La procédure d’adoption des décrets

C’est dans ce contexte que le président Michel Aoun a déclaré dimanche à Bkerké, où il s’était rendu pour assister à la messe de Pâques, que les responsables à l’origine du blocage des nominations et de l’enquête sur l’explosion du port de Beyrouth sont connus, " ce sont ceux qui ont bloqué les réunions du Conseil des ministres ", dans une allusion à peine voilée au tandem chiite, pourtant son allié principal.

En tout état de cause, pour comprendre la procédure d’adoption des décrets, il serait utile de préciser qu’il existe deux sortes de décrets:

– Les décrets adoptés en Conseil des ministres (qui requièrent donc une décision préalable en Conseil des ministres), lesquels, d’après l’article 56 de la Constitution libanaise, sont considérés exécutoires de plein droit, même s’ils ne sont pas promulgués par la présidence de la République.

– Les décrets simples qui ne nécessitent pas au préalable une décision en Conseil des ministres. Selon l’article 54 de la Constitution, "les actes du président de la République doivent être contresignés par le chef du gouvernement et par le ou les ministres intéressés" (avec quelques exceptions). Tel est le cas du décret des nominations, qui devrait être signé par le ministre de la Justice, le ministre des Finances, le Premier ministre et le président de la République.

À la question de savoir pourquoi l’approbation du ministre des Finances est exigée dans un cas pareil, l’ancien ministre de l’Intérieur, Ziad Baroud, explique que ce décret comprend, in fine ou en filigrane, un aspect financier. "Généralement, précise-t-il, une grande majorité des décrets simples est contresignée par le ministre des Finances parce qu’ils concernent directement ou indirectement les finances de l’État. C’est la 3ᵉ signature, parfois sine qua none, au niveau de l’exécutif et nous pouvons ainsi comprendre pourquoi le mouvement chiite Amal tient tellement à s’approprier le ministère des Finances".

Un moyen de s’opposer à certaines décisions ou d’entraver une quelconque procédure ? D’après la Constitution, un ministre qui refuse de signer un décret exerce son droit. Or "cette compétence n’est pas absolue. Il s’agit d’une compétence dite ‘liée’, presque administrative. Le ministre est donc tenu de signer ce décret", relève Mme Meouchi. Des propos confirmés par M. Baroud qui souligne que l’Exécutif est censé donner suite aux décisions du Conseil supérieur de la magistrature si l’on considère que la justice est indépendante. "Pour revenir à l’abstention du ministre Khalil, il ne s’agit pas d’une réserve administrative, mais d’un motif hautement politique, souligne M. Baroud. Qui dit que la parité complète est exigible ?", s’étonne l’ancien ministre.

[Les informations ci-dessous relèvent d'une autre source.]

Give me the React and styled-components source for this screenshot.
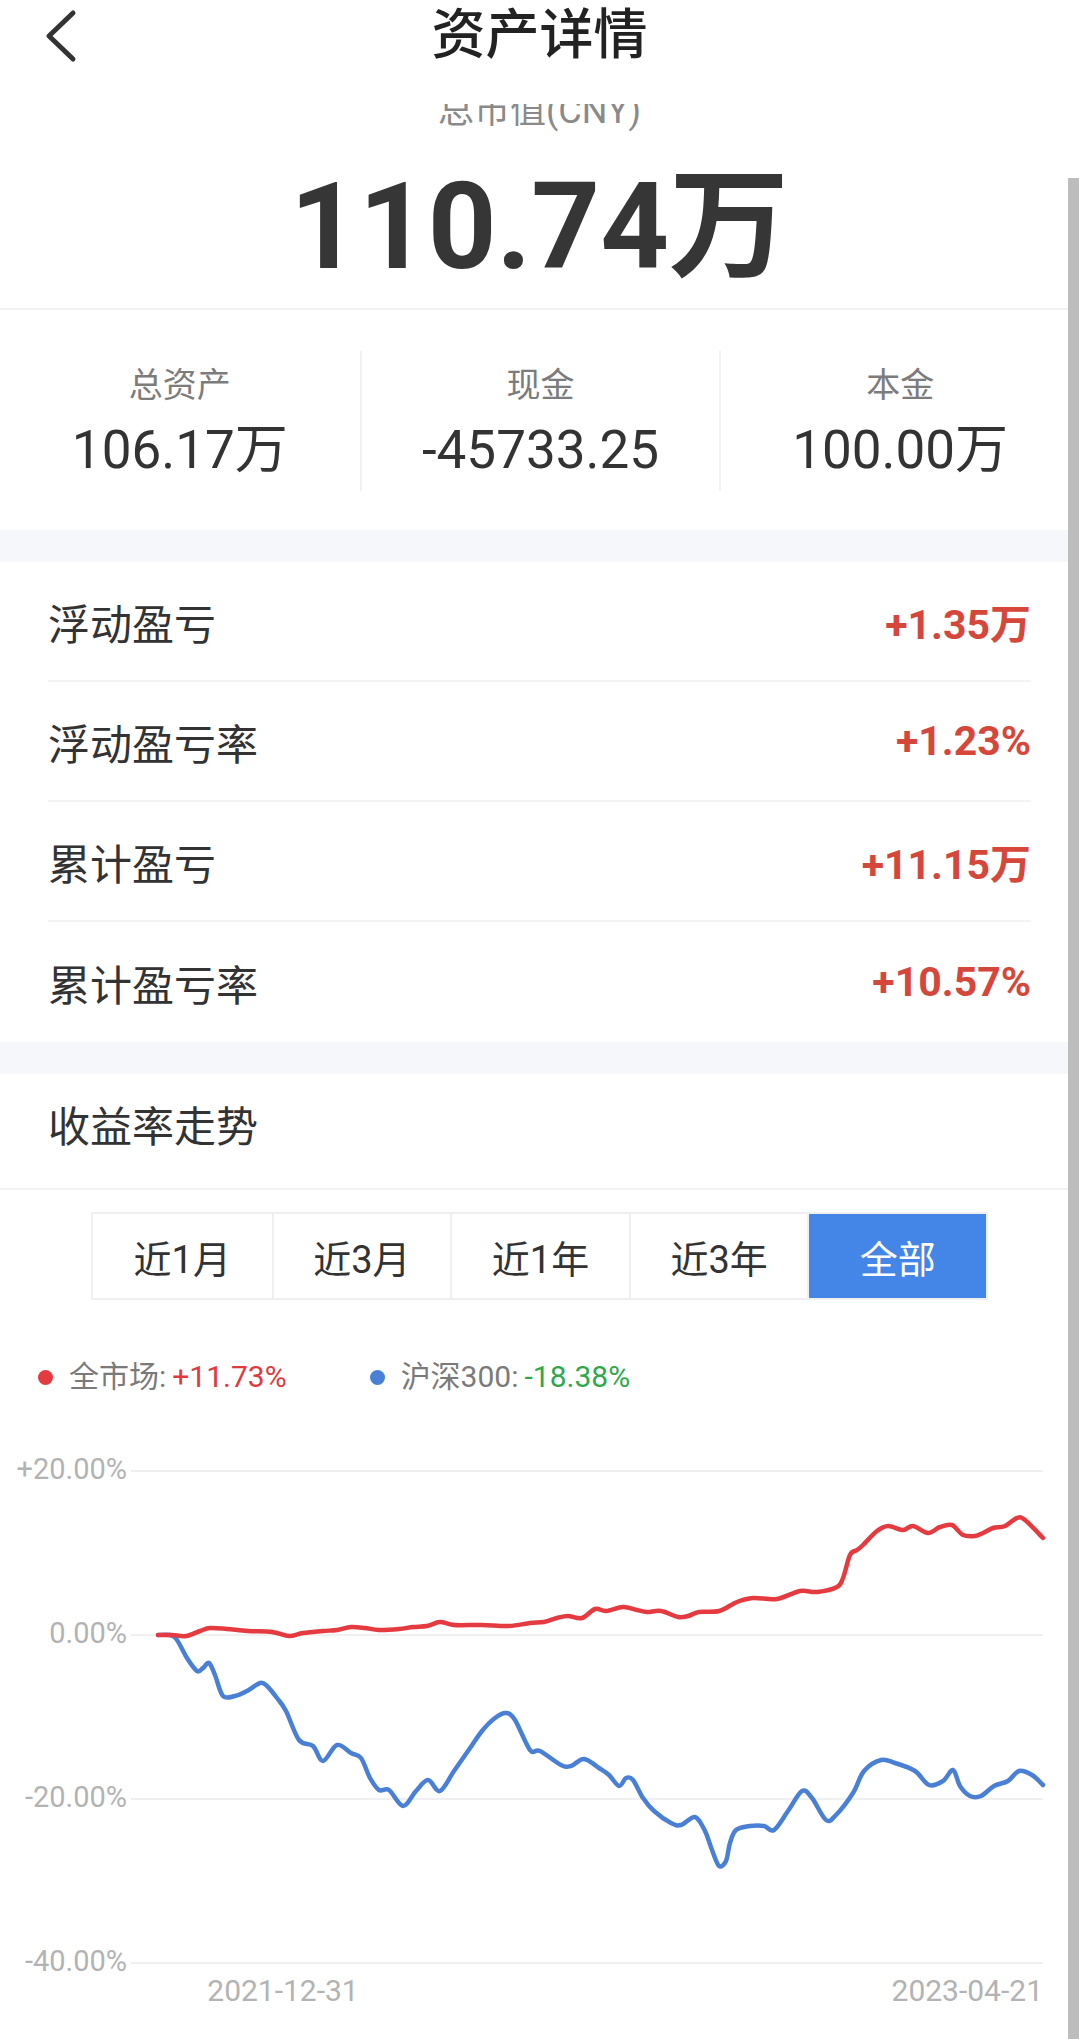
import React from 'react'
import styled, { createGlobalStyle } from 'styled-components'

const GlobalStyle = createGlobalStyle`
  html, body {
    margin: 0;
    padding: 0;
    background: #fff;
  }
  body {
    font-family: Roboto, "Noto Sans CJK SC", sans-serif;
    color: #333;
  }
  * {
    box-sizing: border-box;
  }
`

const stats = [
  { label: '总资产', value: '106.17万' },
  { label: '现金', value: '-45733.25' },
  { label: '本金', value: '100.00万' },
]

const profits = [
  { label: '浮动盈亏', value: '+1.35万' },
  { label: '浮动盈亏率', value: '+1.23%' },
  { label: '累计盈亏', value: '+11.15万' },
  { label: '累计盈亏率', value: '+10.57%' },
]

const ranges = ['近1月', '近3月', '近1年', '近3年', '全部']

// page coordinates, traced from the screen
const marketPts = [
  [158, 1637], [172, 1637], [186, 1638], [200, 1633], [210, 1630], [227, 1631], [248, 1633],
  [272, 1634], [289, 1638], [303, 1635], [323, 1633], [337, 1632], [351, 1629], [365, 1630],
  [379, 1632], [399, 1631], [413, 1629], [427, 1628], [440, 1624], [454, 1627], [482, 1627],
  [509, 1628], [530, 1625], [544, 1624], [557, 1620], [568, 1618], [582, 1620], [595, 1611],
  [606, 1613], [623, 1609], [637, 1612], [647, 1614], [661, 1613], [678, 1619], [688, 1618],
  [699, 1614], [719, 1613], [737, 1604], [753, 1600], [777, 1601], [800, 1593], [817, 1594],
  [837, 1589], [843, 1580], [850, 1557], [857, 1552], [863, 1547], [877, 1533], [888, 1528],
  [903, 1532], [913, 1528], [928, 1535], [940, 1529], [952, 1527], [963, 1537], [975, 1538],
  [983, 1535], [993, 1530], [1005, 1528], [1017, 1520], [1025, 1522], [1043, 1540],
]

const hs300Pts = [
  [158, 1637], [170, 1637], [177, 1642], [187, 1660], [197, 1673], [203, 1670], [209, 1665],
  [215, 1677], [223, 1698], [235, 1698], [247, 1693], [260, 1685], [267, 1688], [277, 1700],
  [286, 1713], [299, 1742], [313, 1748], [323, 1763], [337, 1747], [351, 1755], [361, 1760],
  [370, 1780], [379, 1792], [389, 1792], [403, 1808], [416, 1793], [428, 1782], [440, 1793],
  [454, 1773], [468, 1753], [482, 1733], [495, 1720], [506, 1715], [515, 1722], [530, 1752],
  [540, 1753], [561, 1767], [571, 1768], [584, 1761], [599, 1770], [609, 1777], [619, 1788],
  [626, 1780], [633, 1782], [643, 1800], [654, 1813], [671, 1825], [681, 1827], [695, 1819],
  [705, 1833], [712, 1852], [719, 1868], [726, 1863], [730, 1845], [736, 1832], [750, 1828],
  [764, 1828], [774, 1832], [788, 1813], [802, 1793], [812, 1800], [826, 1822], [836, 1817],
  [853, 1795], [864, 1773], [881, 1762], [895, 1765], [915, 1773], [929, 1787], [943, 1783],
  [953, 1772], [960, 1788], [970, 1798], [981, 1798], [994, 1788], [1008, 1783], [1019, 1773],
  [1032, 1777], [1043, 1787],
]

const yTicks = [
  { label: '+20.00%', y: 1473 },
  { label: '0.00%', y: 1637 },
  { label: '-20.00%', y: 1801 },
  { label: '-40.00%', y: 1965 },
]

const smoothPath = (pts) => {
  let d = `M${pts[0][0]},${pts[0][1]}`
  for (let i = 0; i < pts.length - 1; i++) {
    const p0 = pts[i - 1] || pts[i]
    const p1 = pts[i]
    const p2 = pts[i + 1]
    const p3 = pts[i + 2] || p2
    const c1x = p1[0] + (p2[0] - p0[0]) / 6
    const c1y = p1[1] + (p2[1] - p0[1]) / 6
    const c2x = p2[0] - (p3[0] - p1[0]) / 6
    const c2y = p2[1] - (p3[1] - p1[1]) / 6
    d += ` C${c1x.toFixed(1)},${c1y.toFixed(1)} ${c2x.toFixed(1)},${c2y.toFixed(1)} ${p2[0]},${p2[1]}`
  }
  return d
}

const App = () => {
  return (
    <Page>
      <GlobalStyle />
      <Header>
        <BackButton>
          <svg width="34" height="54" viewBox="0 0 34 54">
            <path d="M28 4 L4 27 L28 50" fill="none" stroke="#333" strokeWidth="5" strokeLinecap="round" strokeLinejoin="round" />
          </svg>
        </BackButton>
        <Title>资产详情</Title>
        <span />
      </Header>

      <Summary>
        <SummaryLabel>总市值(CNY)</SummaryLabel>
        <BigValue>110.74万</BigValue>
      </Summary>

      <Stats>
        {stats.map((s) => (
          <StatCol key={s.label}>
            <StatLabel>{s.label}</StatLabel>
            <StatValue>{s.value}</StatValue>
          </StatCol>
        ))}
      </Stats>

      <Gap />

      <ProfitList>
        {profits.map((p, i) => (
          <ProfitRow key={p.label} $last={i === profits.length - 1}>
            <ProfitLabel>{p.label}</ProfitLabel>
            <ProfitValue>{p.value}</ProfitValue>
          </ProfitRow>
        ))}
      </ProfitList>

      <Gap />

      <TrendHeader>
        <TrendTitle>收益率走势</TrendTitle>
      </TrendHeader>

      <Tabs>
        {ranges.map((r) => (
          <Tab key={r} $active={r === '全部'}>{r}</Tab>
        ))}
      </Tabs>

      <Legend>
        <LegendItem>
          <Dot $color="#e53a3f" />
          <LegendName>全市场:</LegendName>
          <LegendValue $color="#e0393e">+11.73%</LegendValue>
        </LegendItem>
        <LegendItem>
          <Dot $color="#4a7fd6" />
          <LegendName>沪深300:</LegendName>
          <LegendValue $color="#2ea84a">-18.38%</LegendValue>
        </LegendItem>
      </Legend>

      <Chart width="1079" height="640" viewBox="0 1399 1079 640">
        {yTicks.map((t) => (
          <g key={t.label}>
            <line x1="131" x2="1043" y1={t.y} y2={t.y} stroke="#f0f0f0" strokeWidth="2" />
            <text x="127" y={t.y} textAnchor="end" dominantBaseline="middle" fontSize="29" fill="#b3b3b3">{t.label}</text>
          </g>
        ))}
        <path d={smoothPath(hs300Pts)} fill="none" stroke="#4a7fd6" strokeWidth="4.5" strokeLinejoin="round" strokeLinecap="round" />
        <path d={smoothPath(marketPts)} fill="none" stroke="#e53a3f" strokeWidth="4.5" strokeLinejoin="round" strokeLinecap="round" />
        <text x="283" y="1995" textAnchor="middle" dominantBaseline="middle" fontSize="30" fill="#b3b3b3">2021-12-31</text>
        <text x="1043" y="1995" textAnchor="end" dominantBaseline="middle" fontSize="30" fill="#b3b3b3">2023-04-21</text>
      </Chart>

      <ScrollBar />
    </Page>
  )
}

const Page = styled.div`
  position: relative;
  width: 1079px;
  min-height: 2039px;
  overflow: hidden;
  background: #fff;
`

const Header = styled.div`
  display: grid;
  grid-template-columns: 1fr auto 1fr;
  align-items: start;
  height: 104px;
  background: #fff;
`

const BackButton = styled.div`
  display: flex;
  align-items: center;
  height: 72px;
  padding-left: 45px;
`

const Title = styled.h1`
  margin: 0;
  font-size: 54px;
  font-weight: 500;
  line-height: 72px;
  color: #222;
`

const Summary = styled.div`
  display: flex;
  flex-direction: column;
  align-items: center;
  height: 206px;
  overflow: hidden;
  border-bottom: 2px solid #f1f1f1;
`

const SummaryLabel = styled.div`
  margin-top: -14px;
  font-size: 36px;
  line-height: 42px;
  color: #8a8a8a;
`

const BigValue = styled.div`
  margin-top: 25px;
  font-size: 120px;
  font-weight: 700;
  line-height: 140px;
  color: #363636;
`

const Stats = styled.div`
  display: grid;
  grid-template-columns: repeat(3, 1fr);
  padding: 41px 0 39px;
`

const StatCol = styled.div`
  display: flex;
  flex-direction: column;
  align-items: center;
  height: 140px;
  padding-top: 12px;
  & + & {
    border-left: 2px solid #f2f2f2;
  }
`

const StatLabel = styled.div`
  font-size: 34px;
  line-height: 44px;
  color: #7c7c7c;
`

const StatValue = styled.div`
  margin-top: 11px;
  font-size: 53px;
  line-height: 64px;
  color: #333;
`

const Gap = styled.div`
  height: 32px;
  background: #f6f7fa;
`

const ProfitList = styled.div`
  padding: 0 48px;
`

const ProfitRow = styled.div`
  display: flex;
  align-items: center;
  justify-content: space-between;
  height: 120px;
  border-bottom: ${(p) => (p.$last ? 'none' : '2px solid #f3f3f3')};
`

const ProfitLabel = styled.div`
  font-size: 42px;
  color: #333;
`

const ProfitValue = styled.div`
  font-size: 41px;
  font-weight: 700;
  color: #d6473b;
`

const TrendHeader = styled.div`
  height: 116px;
  padding: 0 48px;
  border-bottom: 2px solid #f2f2f2;
`

const TrendTitle = styled.h2`
  margin: 0;
  font-size: 42px;
  font-weight: 400;
  line-height: 108px;
  color: #333;
`

const Tabs = styled.div`
  display: grid;
  grid-template-columns: repeat(5, 1fr);
  width: 897px;
  height: 88px;
  margin: 22px auto 0;
  border: 2px solid #efefef;
`

const Tab = styled.div`
  display: flex;
  align-items: center;
  justify-content: center;
  font-size: 38px;
  color: ${(p) => (p.$active ? '#fff' : '#333')};
  background: ${(p) => (p.$active ? '#4486e8' : '#fff')};
  & + & {
    border-left: 2px solid #efefef;
  }
`

const Legend = styled.div`
  display: flex;
  align-items: center;
  gap: 83px;
  height: 40px;
  margin-top: 57px;
  padding-left: 38px;
`

const LegendItem = styled.div`
  display: flex;
  align-items: center;
  font-size: 30px;
  line-height: 40px;
`

const Dot = styled.span`
  width: 15px;
  height: 15px;
  margin-right: 16px;
  border-radius: 50%;
  background: ${(p) => p.$color};
`

const LegendName = styled.span`
  color: #7a7a7a;
  margin-right: 6px;
`

const LegendValue = styled.span`
  color: ${(p) => p.$color};
`

const Chart = styled.svg`
  display: block;
  font-family: Roboto, "Noto Sans CJK SC", sans-serif;
`

const ScrollBar = styled.div`
  position: absolute;
  top: 178px;
  right: 0;
  bottom: 0;
  width: 11px;
  background: #bdbdbd;
`

export default App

Actuellement, l’absence de présidents de chambres près la Cour de cassation a de multiples retombées et par conséquent, l’enquête sur l’explosion du port, notamment, est arrêtée. Il en est de même pour les actions intentées contre l’État depuis la crise financière qui ne fait que plonger le pays dans l’abîme depuis, au moins, octobre 2019.